(Information shown)

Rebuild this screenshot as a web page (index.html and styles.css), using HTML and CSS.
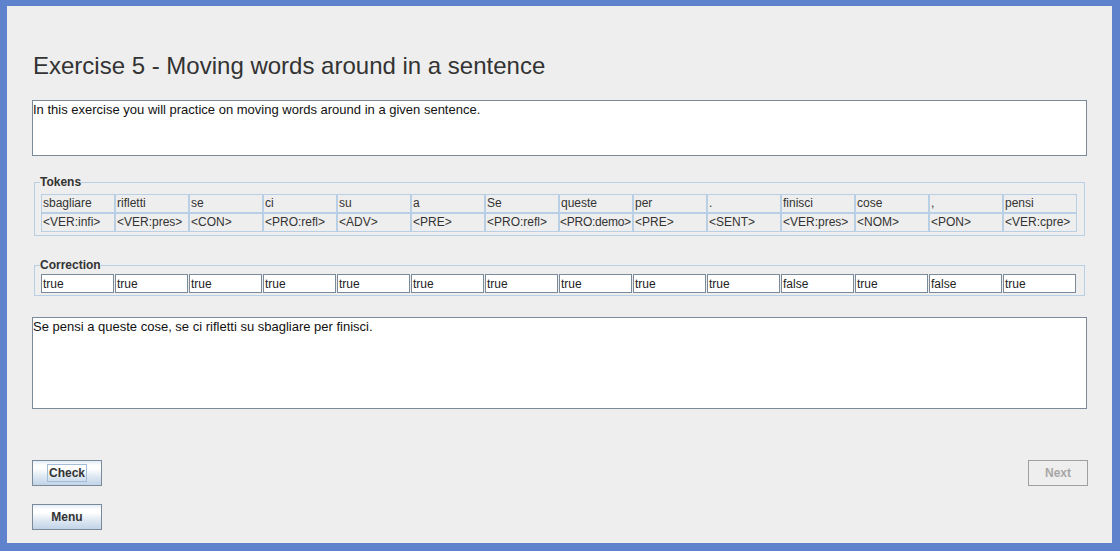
FILE: index.html
```html
<!DOCTYPE html>
<html>
<head>
<meta charset="utf-8">
<link rel="stylesheet" href="styles.css">
</head>
<body>
<div class="window">
  <h1 class="title">Exercise 5 - Moving words around in a sentence</h1>
  <div class="textbox desc">In this exercise you will practice on moving words around in a given sentence.</div>

  <fieldset class="group tokens">
    <legend>Tokens</legend>
    <div class="grid">
      <div class="cell">sbagliare</div><div class="cell">rifletti</div><div class="cell">se</div><div class="cell">ci</div><div class="cell">su</div><div class="cell">a</div><div class="cell">Se</div><div class="cell">queste</div><div class="cell">per</div><div class="cell">.</div><div class="cell">finisci</div><div class="cell">cose</div><div class="cell">,</div><div class="cell">pensi</div>
      <div class="cell">&lt;VER:infi&gt;</div><div class="cell">&lt;VER:pres&gt;</div><div class="cell">&lt;CON&gt;</div><div class="cell">&lt;PRO:refl&gt;</div><div class="cell">&lt;ADV&gt;</div><div class="cell">&lt;PRE&gt;</div><div class="cell">&lt;PRO:refl&gt;</div><div class="cell tight">&lt;PRO:demo&gt;</div><div class="cell">&lt;PRE&gt;</div><div class="cell">&lt;SENT&gt;</div><div class="cell">&lt;VER:pres&gt;</div><div class="cell">&lt;NOM&gt;</div><div class="cell">&lt;PON&gt;</div><div class="cell">&lt;VER:cpre&gt;</div>
    </div>
  </fieldset>

  <fieldset class="group correction">
    <legend>Correction</legend>
    <div class="grid">
      <div class="field">true</div><div class="field">true</div><div class="field">true</div><div class="field">true</div><div class="field">true</div><div class="field">true</div><div class="field">true</div><div class="field">true</div><div class="field">true</div><div class="field">true</div><div class="field">false</div><div class="field">true</div><div class="field">false</div><div class="field">true</div>
    </div>
  </fieldset>

  <div class="textbox answer">Se pensi a queste cose, se ci rifletti su sbagliare per finisci.</div>

  <div class="buttons">
    <div class="row">
      <button class="btn check"><span class="focus">Check</span></button>
      <button class="btn next" disabled>Next</button>
    </div>
    <div class="row">
      <button class="btn menu">Menu</button>
    </div>
  </div>
</div>
</body>
</html>
```

FILE: styles.css
```css
html, body {
  margin: 0;
  padding: 0;
}
body {
  width: 1120px;
  height: 551px;
  overflow: hidden;
  font-family: "Liberation Sans", Arial, sans-serif;
}
.window {
  box-sizing: border-box;
  width: 1120px;
  height: 551px;
  background: #eeeeee;
  border-style: solid;
  border-color: #5e82cc;
  border-width: 6px 8px 8px 7px;
  padding: 46px 25px 0 25px;
  display: flex;
  flex-direction: column;
}
.title {
  margin: 0;
  font-weight: normal;
  font-size: 24px;
  line-height: 28px;
  height: 28px;
  color: #333333;
  padding-left: 1px;
}
.textbox {
  box-sizing: border-box;
  background: #ffffff;
  border: 1px solid #7a8a99;
  font-size: 13px;
  line-height: 15px;
  color: #111111;
  padding: 1px 1px 0 0;
}
.desc {
  margin-top: 20px;
  height: 56px;
}
.answer {
  margin-top: 21px;
  height: 92px;
}
.group {
  margin: 0 2px;
  border: 1px solid #b8cfe5;
  padding: 5px 6px 3px 6px;
  min-width: 0;
}
.group legend {
  font-size: 12px;
  font-weight: bold;
  line-height: 14px;
  color: #333333;
  padding: 0;
  margin-left: -1px;
}
.tokens {
  margin-top: 19px;
}
.correction {
  margin-top: 22px;
  padding-top: 2px;
  padding-bottom: 2px;
}
.grid {
  display: grid;
  grid-template-columns: repeat(14, 74px);
}
.cell {
  box-sizing: border-box;
  height: 19px;
  border: 1px solid #b8cfe5;
  font-size: 12px;
  line-height: 17px;
  color: #333333;
  padding-left: 1px;
  white-space: nowrap;
  overflow: hidden;
}
.cell.tight {
  padding-left: 0;
  letter-spacing: -0.25px;
}
.field {
  box-sizing: border-box;
  width: 73px;
  height: 19px;
  background: #ffffff;
  border: 1px solid #7a8a99;
  font-size: 12px;
  line-height: 17px;
  color: #222222;
  padding-left: 1px;
  padding-top: 1px;
}
.buttons {
  margin-top: 51px;
  display: flex;
  flex-direction: column;
  gap: 18px;
}
.row {
  display: flex;
  justify-content: space-between;
}
.btn {
  box-sizing: border-box;
  height: 26px;
  border: 1px solid #7a8a99;
  border-radius: 0;
  background: linear-gradient(to bottom, #e3ecf6 0%, #ffffff 18%, #ffffff 32%, #dde7f2 65%, #c2d4e8 100%);
  font-family: "Liberation Sans", Arial, sans-serif;
  font-size: 12px;
  font-weight: bold;
  color: #333333;
  padding: 0;
  display: flex;
  align-items: center;
  justify-content: center;
}
.check, .menu {
  width: 70px;
}
.focus {
  border: 1px solid #a3bdd9;
  padding: 0 1px;
  line-height: 16px;
}
.next {
  width: 60px;
  background: #eeeeee;
  border-color: #a0a0a0;
  color: #a6a6a6;
  margin-right: -1px;
}
```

(Aim of the exercise) In your copy of the listing above, reproduce each line exactly and omit all pictures.

(Answer)
Rebuild this screenshot as a web page (index.html and styles.css), using HTML and CSS.
FILE: index.html
```html
<!DOCTYPE html>
<html>
<head>
<meta charset="utf-8">
<link rel="stylesheet" href="styles.css">
</head>
<body>
<div class="window">
  <h1 class="title">Exercise 5 - Moving words around in a sentence</h1>
  <div class="textbox desc">In this exercise you will practice on moving words around in a given sentence.</div>

  <fieldset class="group tokens">
    <legend>Tokens</legend>
    <div class="grid">
      <div class="cell">sbagliare</div><div class="cell">rifletti</div><div class="cell">se</div><div class="cell">ci</div><div class="cell">su</div><div class="cell">a</div><div class="cell">Se</div><div class="cell">queste</div><div class="cell">per</div><div class="cell">.</div><div class="cell">finisci</div><div class="cell">cose</div><div class="cell">,</div><div class="cell">pensi</div>
      <div class="cell">&lt;VER:infi&gt;</div><div class="cell">&lt;VER:pres&gt;</div><div class="cell">&lt;CON&gt;</div><div class="cell">&lt;PRO:refl&gt;</div><div class="cell">&lt;ADV&gt;</div><div class="cell">&lt;PRE&gt;</div><div class="cell">&lt;PRO:refl&gt;</div><div class="cell tight">&lt;PRO:demo&gt;</div><div class="cell">&lt;PRE&gt;</div><div class="cell">&lt;SENT&gt;</div><div class="cell">&lt;VER:pres&gt;</div><div class="cell">&lt;NOM&gt;</div><div class="cell">&lt;PON&gt;</div><div class="cell">&lt;VER:cpre&gt;</div>
    </div>
  </fieldset>

  <fieldset class="group correction">
    <legend>Correction</legend>
    <div class="grid">
      <div class="field">true</div><div class="field">true</div><div class="field">true</div><div class="field">true</div><div class="field">true</div><div class="field">true</div><div class="field">true</div><div class="field">true</div><div class="field">true</div><div class="field">true</div><div class="field">false</div><div class="field">true</div><div class="field">false</div><div class="field">true</div>
    </div>
  </fieldset>

  <div class="textbox answer">Se pensi a queste cose, se ci rifletti su sbagliare per finisci.</div>

  <div class="buttons">
    <div class="row">
      <button class="btn check"><span class="focus">Check</span></button>
      <button class="btn next" disabled>Next</button>
    </div>
    <div class="row">
      <button class="btn menu">Menu</button>
    </div>
  </div>
</div>
</body>
</html>
```

FILE: styles.css
```css
html, body {
  margin: 0;
  padding: 0;
}
body {
  width: 1120px;
  height: 551px;
  overflow: hidden;
  font-family: "Liberation Sans", Arial, sans-serif;
}
.window {
  box-sizing: border-box;
  width: 1120px;
  height: 551px;
  background: #eeeeee;
  border-style: solid;
  border-color: #5e82cc;
  border-width: 6px 8px 8px 7px;
  padding: 46px 25px 0 25px;
  display: flex;
  flex-direction: column;
}
.title {
  margin: 0;
  font-weight: normal;
  font-size: 24px;
  line-height: 28px;
  height: 28px;
  color: #333333;
  padding-left: 1px;
}
.textbox {
  box-sizing: border-box;
  background: #ffffff;
  border: 1px solid #7a8a99;
  font-size: 13px;
  line-height: 15px;
  color: #111111;
  padding: 1px 1px 0 0;
}
.desc {
  margin-top: 20px;
  height: 56px;
}
.answer {
  margin-top: 21px;
  height: 92px;
}
.group {
  margin: 0 2px;
  border: 1px solid #b8cfe5;
  padding: 5px 6px 3px 6px;
  min-width: 0;
}
.group legend {
  font-size: 12px;
  font-weight: bold;
  line-height: 14px;
  color: #333333;
  padding: 0;
  margin-left: -1px;
}
.tokens {
  margin-top: 19px;
}
.correction {
  margin-top: 22px;
  padding-top: 2px;
  padding-bottom: 2px;
}
.grid {
  display: grid;
  grid-template-columns: repeat(14, 74px);
}
.cell {
  box-sizing: border-box;
  height: 19px;
  border: 1px solid #b8cfe5;
  font-size: 12px;
  line-height: 17px;
  color: #333333;
  padding-left: 1px;
  white-space: nowrap;
  overflow: hidden;
}
.cell.tight {
  padding-left: 0;
  letter-spacing: -0.25px;
}
.field {
  box-sizing: border-box;
  width: 73px;
  height: 19px;
  background: #ffffff;
  border: 1px solid #7a8a99;
  font-size: 12px;
  line-height: 17px;
  color: #222222;
  padding-left: 1px;
  padding-top: 1px;
}
.buttons {
  margin-top: 51px;
  display: flex;
  flex-direction: column;
  gap: 18px;
}
.row {
  display: flex;
  justify-content: space-between;
}
.btn {
  box-sizing: border-box;
  height: 26px;
  border: 1px solid #7a8a99;
  border-radius: 0;
  background: linear-gradient(to bottom, #e3ecf6 0%, #ffffff 18%, #ffffff 32%, #dde7f2 65%, #c2d4e8 100%);
  font-family: "Liberation Sans", Arial, sans-serif;
  font-size: 12px;
  font-weight: bold;
  color: #333333;
  padding: 0;
  display: flex;
  align-items: center;
  justify-content: center;
}
.check, .menu {
  width: 70px;
}
.focus {
  border: 1px solid #a3bdd9;
  padding: 0 1px;
  line-height: 16px;
}
.next {
  width: 60px;
  background: #eeeeee;
  border-color: #a0a0a0;
  color: #a6a6a6;
  margin-right: -1px;
}
```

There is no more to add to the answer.